--- Exercise aim ---
Find and copy lines holding "components".

--- Dataset extract ---

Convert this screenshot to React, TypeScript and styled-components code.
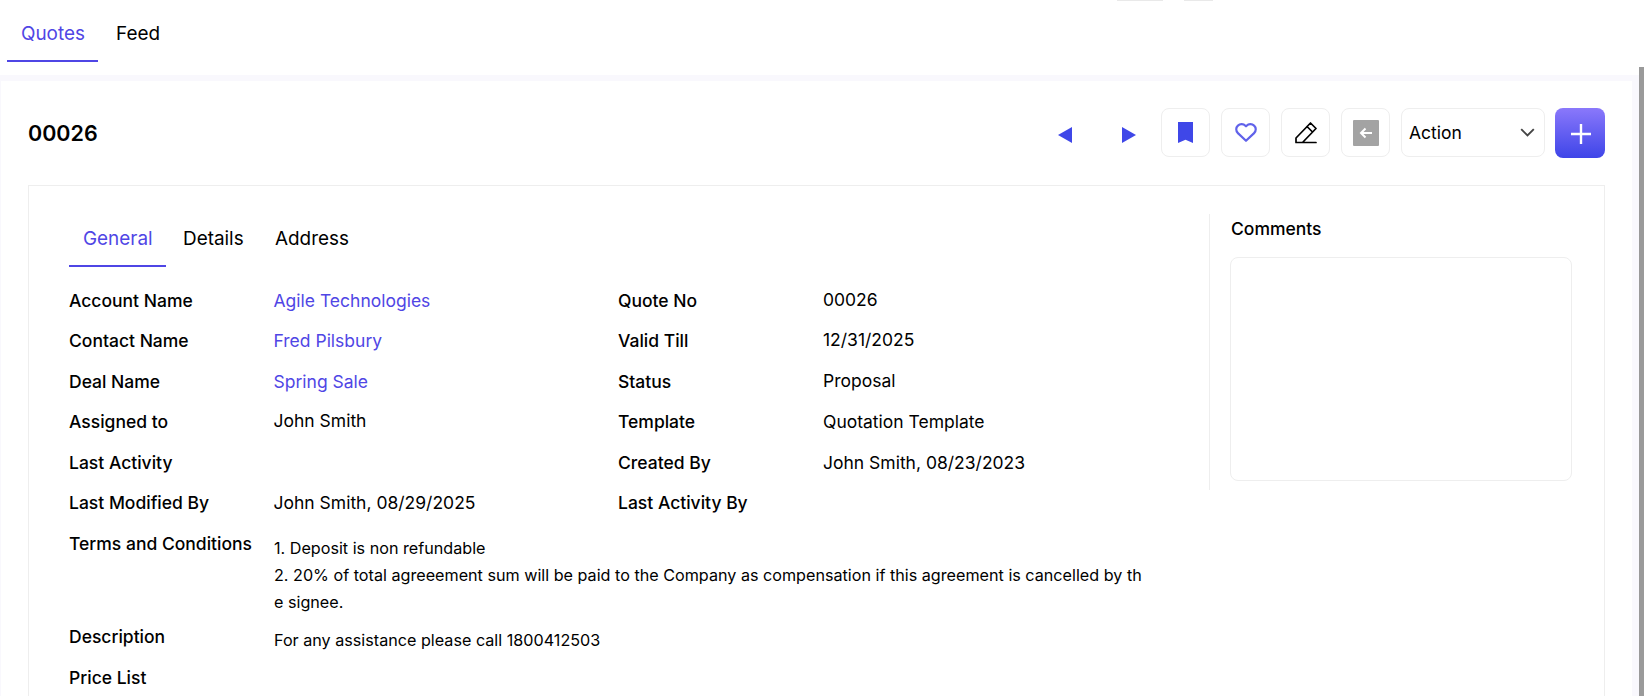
import React from "react";
import styled, { createGlobalStyle } from "styled-components";

const Global = createGlobalStyle`
  html, body { margin: 0; padding: 0; height: 696px; overflow: hidden; background: #fff; }
  body { font-family: Inter, "Liberation Sans", sans-serif; color: #000; }
  * { box-sizing: border-box; }
`;
const Page = styled.div`
  position: relative;
  height: 696px;
  overflow: hidden;
  background: #fff;
`;
const TopStubs = styled.div`
  position: absolute;
  top: 0;
  left: 1117px;
  display: flex;
  gap: 21px;
`;
const Stub = styled.span<{ $w: number }>`
  display: block;
  width: ${(p) => p.$w}px;
  height: 1px;
  background: #e9e9e9;
`;
const TopTabs = styled.nav`
  height: 75px;
  padding: 13px 0 0 7px;
  display: flex;
  align-items: flex-start;
`;
const TopTab = styled.div<{ $active?: boolean }>`
  height: 49px;
  width: ${(p) => (p.$active ? "91px" : "auto")};
  padding: 0 14px;
  margin-left: ${(p) => (p.$active ? "0" : "4px")};
  font-size: 18.9px;
  line-height: 42px;
  color: ${(p) => (p.$active ? "#5046e5" : "#000")};
  border-bottom: 2px solid ${(p) => (p.$active ? "#4f46e5" : "transparent")};
`;
const Shell = styled.div`
  background: #f9f8fd;
  padding: 6px 12px 0 1px;
  height: 621px;
`;
const Main = styled.main`
  background: #fff;
  height: 100%;
  padding: 27px 27px 0 27px;
`;
const Header = styled.header`
  display: flex;
  align-items: center;
  height: 50px;
`;
const Title = styled.h1`
  margin: 0;
  flex: 1;
  font-size: 21.5px;
  font-weight: 600;
`;
const Toolbar = styled.div`
  display: flex;
  align-items: flex-start;
  gap: 11px;
`;
const Arrow = styled.button<{ $mr: number }>`
  width: 14px;
  height: 49px;
  border: 0;
  padding: 4px 0 0;
  background: none;
  display: flex;
  align-items: center;
  justify-content: center;
  margin-right: ${(p) => p.$mr}px;
`;
const IconButton = styled.button`
  width: 49px;
  height: 49px;
  padding: 0;
  background: #fff;
  border: 1px solid #eeeeee;
  border-radius: 8px;
  display: flex;
  align-items: center;
  justify-content: center;
`;
const ActionSelect = styled.div`
  width: 144px;
  height: 49px;
  border: 1px solid #eeeeee;
  border-radius: 8px;
  padding: 0 9px 0 7px;
  margin-right: -1px;
  display: flex;
  align-items: center;
  justify-content: space-between;
  font-size: 17.5px;
`;
const AddButton = styled.button`
  width: 50px;
  height: 50px;
  border: 0;
  padding: 2px 0 0 2px;
  border-radius: 8px;
  background: linear-gradient(180deg, #8a78fb 0%, #3e45e8 100%);
  display: flex;
  align-items: center;
  justify-content: center;
`;
const Card = styled.section`
  margin-top: 27px;
  border: 1px solid #eeeeee;
  height: 600px;
  padding: 28px 32px 0 40px;
  display: flex;
  align-items: flex-start;
`;
const FormArea = styled.div`
  width: 1140px;
`;
const FormTabs = styled.div`
  display: flex;
  height: 53px;
`;
const FormTab = styled.div<{ $active?: boolean; $w: number }>`
  width: ${(p) => p.$w}px;
  padding-left: ${(p) => (p.$active ? 14 : 17)}px;
  font-size: 18.9px;
  line-height: 50px;
  color: ${(p) => (p.$active ? "#5046e5" : "#000")};
  border-bottom: 2px solid ${(p) => (p.$active ? "#4f46e5" : "transparent")};
`;
const Grid = styled.div`
  padding-top: 13px;
  display: grid;
  grid-template-columns: 204.5px 344.5px 205px 1fr;
  grid-auto-rows: 40.5px;
  align-items: center;
`;
const Label = styled.div`
  font-size: 17.5px;
  font-weight: 500;
`;
const Value = styled.div<{ $raised?: boolean }>`
  font-size: 17.5px;
  margin-top: ${(p) => (p.$raised ? "-2px" : "0")};
`;
const LinkValue = styled(Value)`
  color: #5046e5;
`;
const Terms = styled.div`
  margin-top: 1px;
  display: grid;
  grid-template-columns: 205px 872px;
  font-size: 16.16px;
  line-height: 27px;
`;
const TermsLabel = styled(Label)`
  line-height: 20px;
  padding-top: 10px;
`;
const TermsText = styled.div`
  word-break: break-all;
  padding-top: 11px;
`;
const BottomRow = styled.div`
  display: grid;
  grid-template-columns: 205px 872px;
  align-items: center;
  font-size: 16.16px;
  height: 41px;
`;
const BottomValue = styled.div`
  padding-top: 7px;
`;
const Side = styled.aside`
  border-left: 1px solid #eeeeee;
  height: 276px;
  padding-left: 20px;
  width: 363px;
  flex-shrink: 0;
`;
const SideTitle = styled.div`
  font-size: 17.5px;
  font-weight: 500;
  line-height: 30px;
  padding-left: 1px;
`;
const CommentBox = styled.div`
  margin-top: 13px;
  height: 224px;
  border: 1px solid #eeeeee;
  border-radius: 8px;
`;
const Scrollbar = styled.div`
  position: absolute;
  right: 0;
  top: 67px;
  bottom: 0;
  width: 5px;
  background: #9a9a9a;
`;
const LavenderEdge = styled.div`
  position: absolute;
  right: 5px;
  top: 75px;
  bottom: 0;
  width: 7px;
  background: #f9f8fd;
`;

const rows: [string, React.ReactNode, string, string, boolean][] = [
  ["Account Name", <LinkValue key="a">Agile Technologies</LinkValue>, "Quote No", "00026", true],
  ["Contact Name", <LinkValue key="b">Fred Pilsbury</LinkValue>, "Valid Till", "12/31/2025", true],
  ["Deal Name", <LinkValue key="c">Spring Sale</LinkValue>, "Status", "Proposal", true],
  ["Assigned to", <Value key="d" $raised>John Smith</Value>, "Template", "Quotation Template", false],
  ["Last Activity", <Value key="e" />, "Created By", "John Smith, 08/23/2023", false],
  ["Last Modified By", <Value key="f">John Smith, 08/29/2025</Value>, "Last Activity By", "", false],
];

export default function App() {
  return (
    <Page>
      <Global />
      <TopStubs>
        <Stub $w={46} />
        <Stub $w={29} />
      </TopStubs>
      <TopTabs>
        <TopTab $active>Quotes</TopTab>
        <TopTab>Feed</TopTab>
      </TopTabs>
      <Shell>
        <Main>
          <Header>
            <Title>00026</Title>
            <Toolbar>
              <Arrow $mr={39} aria-label="Previous">
                <svg width="14" height="16" viewBox="0 0 14 16"><path d="M14 0v16L0 8z" fill="#3f47e8" /></svg>
              </Arrow>
              <Arrow $mr={14} aria-label="Next">
                <svg width="14" height="16" viewBox="0 0 14 16"><path d="M0 0v16l14-8z" fill="#3f47e8" /></svg>
              </Arrow>
              <IconButton aria-label="Bookmark">
                <svg width="15" height="21" viewBox="0 0 15 21"><path d="M0 0h15v21l-7.5-3.2L0 21z" fill="#3f47e8" /></svg>
              </IconButton>
              <IconButton aria-label="Favourite">
                <svg width="24" height="21" viewBox="-1 -1 24 21"><path d="M11 17.8 2.9 10.1C.7 8 .7 4.6 2.9 2.6 5 .6 8.4.7 10.4 2.7l.6.6.6-.6c2-2 5.4-2.1 7.5-.1 2.2 2 2.2 5.4 0 7.5z" fill="none" stroke="#6062ea" strokeWidth="2.2" strokeLinejoin="round" /></svg>
              </IconButton>
              <IconButton aria-label="Edit">
                <svg width="22" height="22" viewBox="0 0 22 22" fill="none" stroke="#000" strokeWidth="1.7" strokeLinejoin="round" strokeLinecap="round"><path d="M1 20.5V16L15.5 1 21 6.5 7.5 20.5zM12 4.5 17.5 10M7.5 20.5H21" /></svg>
              </IconButton>
              <IconButton aria-label="Back">
                <svg width="26" height="26" viewBox="0 0 26 26"><rect width="26" height="26" rx="1" fill="#a3a3a3" /><path d="M19 13H8M12.5 8.5 8 13l4.5 4.5" fill="none" stroke="#fff" strokeWidth="2" /></svg>
              </IconButton>
              <ActionSelect>
                Action
                <svg width="15" height="9" viewBox="0 0 15 9"><path d="M1.2 1.2 7.5 7.5l6.3-6.3" fill="none" stroke="#444" strokeWidth="1.9" /></svg>
              </ActionSelect>
              <AddButton aria-label="Add">
                <svg width="20" height="20" viewBox="0 0 20 20"><path d="M10 0v20M0 10h20" stroke="#fff" strokeWidth="2.4" /></svg>
              </AddButton>
            </Toolbar>
          </Header>
          <Card>
            <FormArea>
              <FormTabs>
                <FormTab $active $w={97}>General</FormTab>
                <FormTab $w={92}>Details</FormTab>
                <FormTab $w={100}>Address</FormTab>
              </FormTabs>
              <Grid>
                {rows.map(([a, b, c, d, raised]) => (
                  <React.Fragment key={a}>
                    <Label>{a}</Label>
                    {b}
                    <Label>{c}</Label>
                    <Value $raised={raised}>{d}</Value>
                  </React.Fragment>
                ))}
              </Grid>
              <Terms>
                <TermsLabel>Terms and Conditions</TermsLabel>
                <TermsText>
                  1. Deposit is non refundable
                  <br />
                  2. 20% of total agreeement sum will be paid to the Company as compensation if this agreement is cancelled by the signee.
                </TermsText>
              </Terms>
              <BottomRow>
                <Label>Description</Label>
                <BottomValue>For any assistance please call 1800412503</BottomValue>
              </BottomRow>
              <BottomRow>
                <Label>Price List</Label>
                <div />
              </BottomRow>
            </FormArea>
            <Side>
              <SideTitle>Comments</SideTitle>
              <CommentBox />
            </Side>
          </Card>
        </Main>
      </Shell>
      <LavenderEdge />
      <Scrollbar />
    </Page>
  );
}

--- Solution ---
Convert this screenshot to React, TypeScript and styled-components code.
import styled, { createGlobalStyle } from "styled-components";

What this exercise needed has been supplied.